Gregg Nydegger column sig

What’s black and white and black and white and black and white?

No joke, it’s the Siena Cathedral.

This Tuscany treasure, sitting atop the highest point in Siena, Italy, is striped outside and inside with alternating bands of white and greenish-black marble.

It’s no optical illusion, but an architectural tribute to the city’s symbolic colors of black and white. The medieval “Duomo di Siena” (its Italian name) is nearly 800 years old.

Built on the site of a 9th century church building, construction began in 1215 and finished in 1263. For a bit of subdued color, builders accented the façade with red marble.

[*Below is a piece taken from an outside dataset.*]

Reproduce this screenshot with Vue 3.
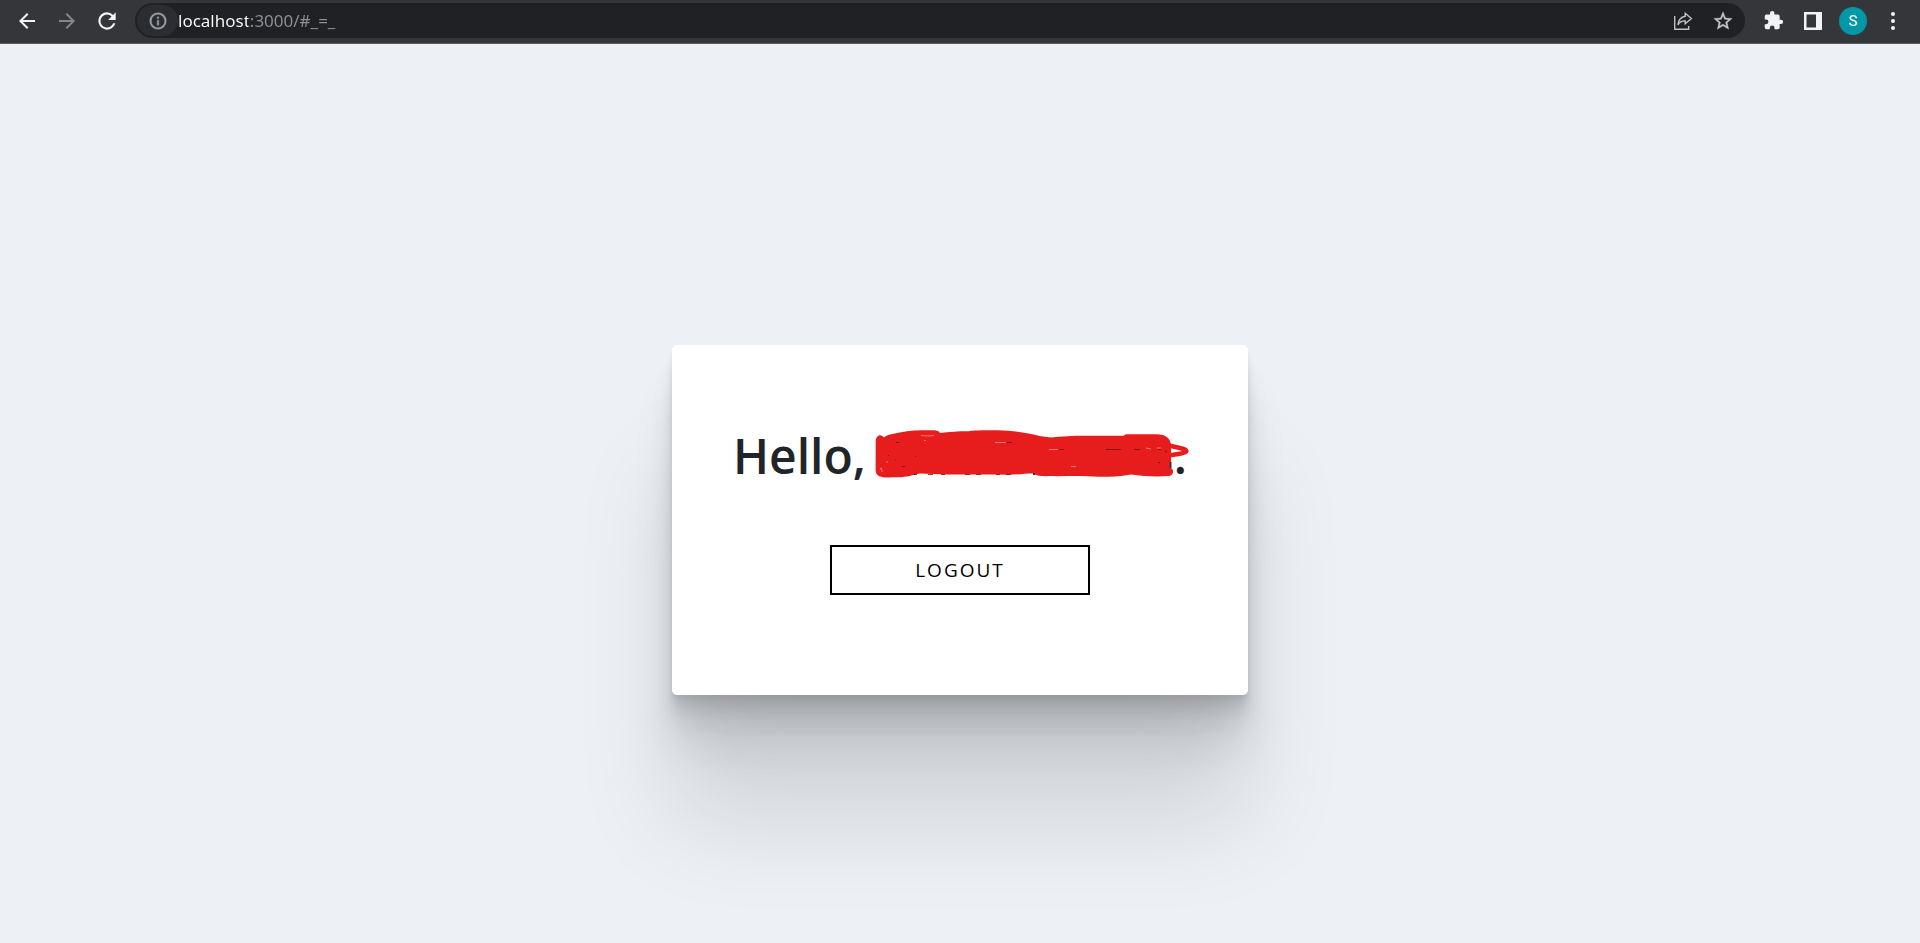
<script setup>
import { ref } from 'vue'

const address = ref('localhost:3000/#_=_')
</script>

<template>
  <div class="window">
    <header class="toolbar">
      <nav class="group" aria-label="Navigation">
        <button class="tool" type="button" aria-label="Back">
          <svg width="24" height="24" viewBox="0 0 24 24"><path fill="#f1f3f4" d="M20 11H7.83l5.59-5.59L12 4l-8 8 8 8 1.41-1.41L7.83 13H20z" /></svg>
        </button>
        <button class="tool" type="button" aria-label="Forward">
          <svg width="24" height="24" viewBox="0 0 24 24"><path fill="#85868a" d="M12 4l-1.41 1.41L16.17 11H4v2h12.17l-5.58 5.59L12 20l8-8z" /></svg>
        </button>
        <button class="tool" type="button" aria-label="Reload">
          <svg width="26" height="26" viewBox="0 0 24 24"><path fill="#f1f3f4" d="M17.65 6.35A7.96 7.96 0 0 0 12 4a8 8 0 1 0 7.73 10h-2.08A6 6 0 1 1 12 6c1.66 0 3.14.69 4.22 1.78L13 11h7V4z" /></svg>
        </button>
      </nav>

      <div class="omnibox">
        <button class="site-info" type="button" aria-label="View site information">
          <svg width="20" height="20" viewBox="0 0 24 24"><path fill="#9aa0a6" stroke="#9aa0a6" stroke-width=".4" d="M11 7h2v2h-2zm0 4h2v6h-2zm1-9a10 10 0 1 0 0 20 10 10 0 0 0 0-20zm0 18a8 8 0 1 1 0-16 8 8 0 0 1 0 16z" /></svg>
        </button>
        <input v-model="address" class="address" type="text" aria-label="Address" spellcheck="false" />
        <button class="tool" type="button" aria-label="Share">
          <svg width="20" height="20" viewBox="0 0 20 20" fill="none" stroke="#bdc1c6" stroke-width="1.4"><path d="M1.7 5v13.3h14V15" /><path d="M12.2 2.2l6.2 5.3-6.2 5.3V9.9C8.6 9.8 6.6 11 5 13.8c.4-4.4 2.7-7.7 7.2-8.5z" /></svg>
        </button>
        <button class="tool" type="button" aria-label="Bookmark this tab">
          <svg width="22" height="22" viewBox="0 0 24 24"><path fill="#c4c7cb" stroke="#c4c7cb" stroke-width=".4" d="M22 9.24l-7.19-.62L12 2 9.19 8.63 2 9.24l5.46 4.73L5.82 21 12 17.27 18.18 21l-1.63-7.03zM12 15.4l-3.76 2.27 1-4.28-3.32-2.88 4.38-.38L12 6.1l1.71 4.04 4.38.38-3.32 2.88 1 4.28z" /></svg>
        </button>
      </div>

      <div class="group">
        <button class="tool" type="button" aria-label="Extensions">
          <svg width="21" height="21" viewBox="0 0 24 24"><path fill="#f1f3f4" d="M20.5 11H19V7a2 2 0 0 0-2-2h-4V3.5a2.5 2.5 0 0 0-5 0V5H4a2 2 0 0 0-2 2v3.8h1.5a2.7 2.7 0 0 1 0 5.4H2V20a2 2 0 0 0 2 2h3.8v-1.5a2.7 2.7 0 0 1 5.4 0V22H17a2 2 0 0 0 2-2v-4h1.5a2.5 2.5 0 0 0 0-5z" /></svg>
        </button>
        <button class="tool" type="button" aria-label="Side panel">
          <svg width="18" height="18" viewBox="0 0 18 18"><path fill="#f1f3f4" fill-rule="evenodd" d="M0 0h18v18H0zM2.5 2.5v13H12v-13z" /></svg>
        </button>
        <button class="tool" type="button" aria-label="Profile"><span class="avatar">S</span></button>
        <button class="tool" type="button" aria-label="Menu">
          <svg width="4" height="18" viewBox="0 0 4 18" fill="#f1f3f4"><circle cx="2" cy="2" r="2" /><circle cx="2" cy="9" r="2" /><circle cx="2" cy="16" r="2" /></svg>
        </button>
      </div>
    </header>

    <main class="page">
      <section class="card">
        <h1 class="greeting">
          <span>Hello,</span>
          <svg class="redaction" width="299" height="54" viewBox="0 0 299 54" role="img" aria-label="Hidden name">
            <path fill="#e71d1d" d="M.7 12C1 7 5 4 9 8.5c2-2 5-3 8.5-3.5C27 3 37 1.300 46 1.300h13c3 0 5 1 6 2.700 9-1.200 18-1.700 28-1.700 0-1 18-1.300 30-1.100 16 .3 29 2.700 43 6l10 1.400c12-1.600 24-2 37-1.900h36c0-1.400 2-1.500 5-1.500h28c7 0 13 3 14 10.300V39c4 3 2 8-3 8-13 1.200-25 0-37-1.500-12 2.300-22 2.200-33 2.200-16-1.500-31-.3-47-.6-7 .3-14 .3-18-2.600-8 0-16 1.200-25 1.200-30-.5-59 .4-88-1.200-7 1.500-13 3.700-22 3.800C9 48.600 1 49.500.6 41z" />
            <path fill="none" stroke="#e71d1d" stroke-width="4.500" stroke-linejoin="round" d="M294 16.500l13 3c6 2 6 3.500-1 5l-12 2" />
            <path fill="none" stroke="#f6a09c" stroke-width=".7" d="M46 6.500c5 .5 9 .5 13 0M120 13.500h11M174 20.500h9M196 37.500h5M5 40l1.500-1 .5 4M12 34v-2M49 11.500h2M271 19l5 1M282 19h4" />
            <path fill="none" stroke="#66161a" stroke-width=".8" d="M21 13.500h3M13 26.500h1M20 31h1M27 37.500h3M40 27.500h1M131 13.500h6M184 20.500h5M231 20.500h15M259 20.500h6M283 20.500h3M291 21v3M283 33.500h2M39 45.500h3M53 45.500h5M66 45.500h4M90 45.500h5M101 45.500h5M121 45.500h4M131 45.500h5" />
            <path fill="none" stroke="#3a3038" stroke-width="2" d="M295.500 33v6M159 44v2" />
          </svg>
          <span>.</span>
        </h1>
        <button class="logout" type="button">LOGOUT</button>
      </section>
    </main>
  </div>
</template>

<style>
body {
  margin: 0;
  background: #edf1f6;
}
</style>

<style scoped>
.window {
  display: flex;
  flex-direction: column;
  min-height: 100vh;
  font-family: "Open Sans", "Noto Sans", sans-serif;
}

button {
  padding: 0;
  border: 0;
  background: none;
  font: inherit;
  color: inherit;
}

.toolbar {
  display: flex;
  gap: 8px;
  padding: 3px 7px 5px 7px;
  border-bottom: 1px solid #5b5c60;
  background: #35363a;
}

.group {
  display: flex;
}

.tool {
  display: flex;
  align-items: center;
  justify-content: center;
  width: 40px;
  height: 35px;
}

.omnibox {
  display: flex;
  flex: 1;
  align-items: center;
  padding: 0 2px;
  border-radius: 18px;
  background: #202124;
}

.site-info {
  display: flex;
  align-items: center;
  justify-content: center;
  width: 41px;
  height: 31px;
  border-radius: 16px;
  background: #2c2d31;
}

.address {
  flex: 1;
  min-width: 0;
  height: 30px;
  padding: 0;
  border: 0;
  outline: 0;
  background: linear-gradient(90deg, #ffffff 70px, #8d9196 70px);
  background-clip: text;
  -webkit-background-clip: text;
  color: transparent;
  font-family: "Noto Sans", sans-serif;
  font-size: 17px;
}

.avatar {
  width: 28px;
  border-radius: 50%;
  background: #0097a7;
  color: #ffffff;
  font-family: Roboto, sans-serif;
  font-size: 15px;
  line-height: 28px;
  text-align: center;
}

.page {
  display: flex;
  flex: 1;
  align-items: center;
  justify-content: center;
  padding-top: 53px;
}

.card {
  display: flex;
  flex-direction: column;
  align-items: center;
  gap: 59px;
  box-sizing: border-box;
  width: 30%;
  min-width: 500px;
  padding: 81px 0 100px;
  border-radius: 5px;
  background: #ffffff;
  box-shadow:
    0 4px 3px rgba(0, 0, 0, 0.034),
    0 8px 7px rgba(0, 0, 0, 0.048),
    0 16px 13px rgba(0, 0, 0, 0.06),
    0 28px 22px rgba(0, 0, 0, 0.072),
    0 52px 42px rgba(0, 0, 0, 0.086),
    0 125px 100px rgba(0, 0, 0, 0.12);
}

.greeting {
  display: flex;
  align-items: center;
  margin: 0;
  color: #212529;
  font-size: 48px;
  font-weight: 600;
  line-height: 60px;
}

.redaction {
  margin-left: 9px;
  overflow: visible;
}

.logout {
  width: 260px;
  height: 50px;
  border: 2px solid #000000;
  color: #000000;
  font-size: 19px;
  font-weight: 400;
  letter-spacing: 2px;
}
</style>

Tuscan Romanesque architecture combined with Gothic ornamentation give this Cathedral of Santa Maria, built in the shape of a Latin cross, a visually stunning exterior. A gilded lantern, resembling the sun, crowns the structure’s hexagonal dome. The adjoining, striped 252-foot-tall bell tower, containing six bells, adds to the building’s beauty.

Its inner beauty dazzles, too. Magnificent striped columns rise from the floor halfway to the ceiling to support great arches. Resting on these arches, the ribs of the massive vaulted roof crisscross from side to side, surrounded by stained glass windows to let God’s natural light shine in on man-made artistry. Frescoes, sculptures, and panels by renowned Italian artists Donatello, Bernini, Giovanni, Piccolomini, and more adorn the structure.

Not to be outshone, the marble mosaic floor is majestic, too. Fifty-six inlaid panels, depicting scenes from the Old Testament and other historical events, transform the cathedral’s floor into a work of art.

There’s nothing plain about Siena’s striped “Duomo.”

There was nothing fancy about Jesus’ life. That was one reason many Jewish religious leaders and most ordinary Jews rejected the idea that He was their prophesied and long-awaited Christ.

They scoffed at Jesus because He was from Nazareth. Jewish scholars knew Scripture foretold their Messiah would be born in Bethlehem, just outside of Jerusalem. They believed their Christ would enter God’s holy city and Temple with pomp and pageantry as befitted a king. They concluded that God would surely have nothing to do with Nazareth, a backwoods burg of no repute and Jesus’ hometown.

Maybe they should’ve asked Him where He was born rather than assuming He’d always lived in Nazareth!

The Jews put down Jesus and His family members, suggesting they were nothing special, that they’d never be royals.

“Isn’t this the carpenter’s son? Isn’t his mother called Mary? And aren’t his brothers James and Joseph and Simon and Judas? And are not all his sisters with us?” (Matthew 13:55-56).”

In other words: “Jesus, we know your family. You’re no king! Far from it!” In fact, religious leaders insinuated He was of illegitimate birth and demon-possessed (e.g., John 8:48), hardly the sort of person they believed God would be associated with. They deemed Him a deluded Messiah wannabe.

Jesus rejected popularity and acclaim during His ministry. He often hung out with the sick, diseased, infirm and poor. He taught women, prostitutes, Samaritans and the “dregs” of Jewish society.

“Why does your teacher eat with tax collectors and sinners?” His disciples were asked (Matthew 9:11). The intimation? That God would never allow His Messiah to associate with those sorts of outcasts and lowlifes.

On another occasion, a religious leader snarkily thought to himself, “If this man were a prophet, he’d know who’s touching him and what kind of woman she is — that she is a sinner (Luke 7:39).”

However, Jesus was no imposter or poser. God never intended His Son to be a political king, military hero, or social debutante. Writing 600 years before the Messiah’s birth, the prophet Isaiah foretold details about the Messiah.

“He had no form or majesty that we should look at him, and no beauty that we should desire him. He was despised and rejected by men, a man of sorrows and acquainted with grief; and as one from whom men hide their faces, he was despised, and we esteemed him not. But He was pierced for our transgressions, He was crushed for our iniquities; the punishment that brought us peace was upon Him, and by His stripes we are healed. (Isaiah 53:2-3, 5).”

At the end of His ministry, Jesus was scourged (leaving stripes) and crucified. Three days later He rose from the dead, proving that, regardless of what anyone thought, He was indeed Messiah, Christ, Anointed One and Son of God.

Quoting Isaiah, the apostle Peter gave the essence of the gospel in 1 Peter 2:24 — “He himself bore our sins in his body on the tree, that we might die to sin and live to righteousness. By his wounds (stripes) you have been healed.”

Have you been crucified with Christ through baptism into His death, burial and resurrection? Have His stripes become yours? Have you been spiritually healed?

Gregg Nydegger is the evangelist at Christ’s Church at Monticello.